Tensão entre diretores dos presídios
A troca de nomes na Secretaria de Administração Penitenciária e Justiça (Sapejus) provocou tensão entre os diretores da Penitenciária Odenir Guimarães (POG) e da Casa de Prisão Provisória (CPP), no Complexo Prisional de Aparecida de Goiânia, na região metropolitana da capital. É o que relataram ontem agentes de segurança prisional, ao POPULAR. “Os diretores das unidades prisionais estão com muito medo de serem trocados, também”, contou um agente.
As diversas regalias concedidas aos presos, principalmente aos chefes de ala, também são de conhecimento dos diretores, de acordo com os agentes. “Os diretores são cúmplices. Também sabiam de tudo e, agora, estão com medo de cair”, afirmou um deles. “Se houve mudança no topo, corre o risco de mudar os subordinados”, emendou.
Uma agente de segurança prisional contou que as revistas voltaram a ser mais severas, depois de ser divulgada a queda de Edemundo Dias. “Hoje (ontem) até estranhei quando cheguei para trabalhar. Os outros agentes estavam abrindo tudo, abrindo bolsa e passando detector de metal. O certo é fazer isso com todo servidor que for entrar no presídio, o que não estava sendo feito”, afirmou ela, para ironizar: “O padrão lá estava cinco estrelas hoje (ontem).”
Entre os presos, o clima era de silêncio. “Foi dado toque de silêncio. Ninguém comenta nada, mas muitos estão apreensivos”, contou outro agente. “No dia a dia, os detentos fingem que estão presos, os agentes fingem que vigiam e a população acredita”, criticou ele, acrescentando que até o dono de um consultório particular, instalado dentro da POG, está com medo de ser retirado do local.
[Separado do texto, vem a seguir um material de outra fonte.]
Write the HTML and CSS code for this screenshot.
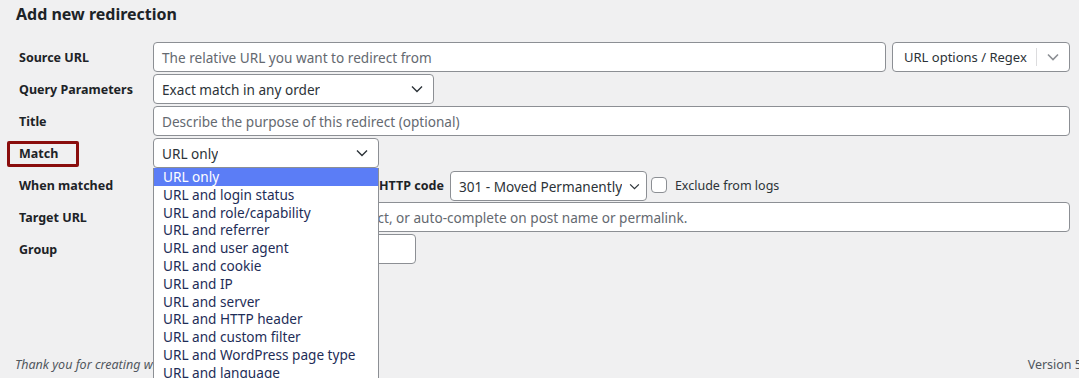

Apesar da mudança, a perspectiva é de muito ceticismo. “Na verdade, não vai acontecer muita mudança mais. Só mudou o alto escalão. O Joaquim Mesquita não vai encarar de cabeça erguida. Aquilo é uma bomba perto de estourar. Ele não vai mudar de jeito nenhum”, destacou um agente prisional.
O POPULAR tentou ouvir Joaquim Mesquita, mas não conseguiu. A reportagem também não conseguiu ouvir os diretores das unidades.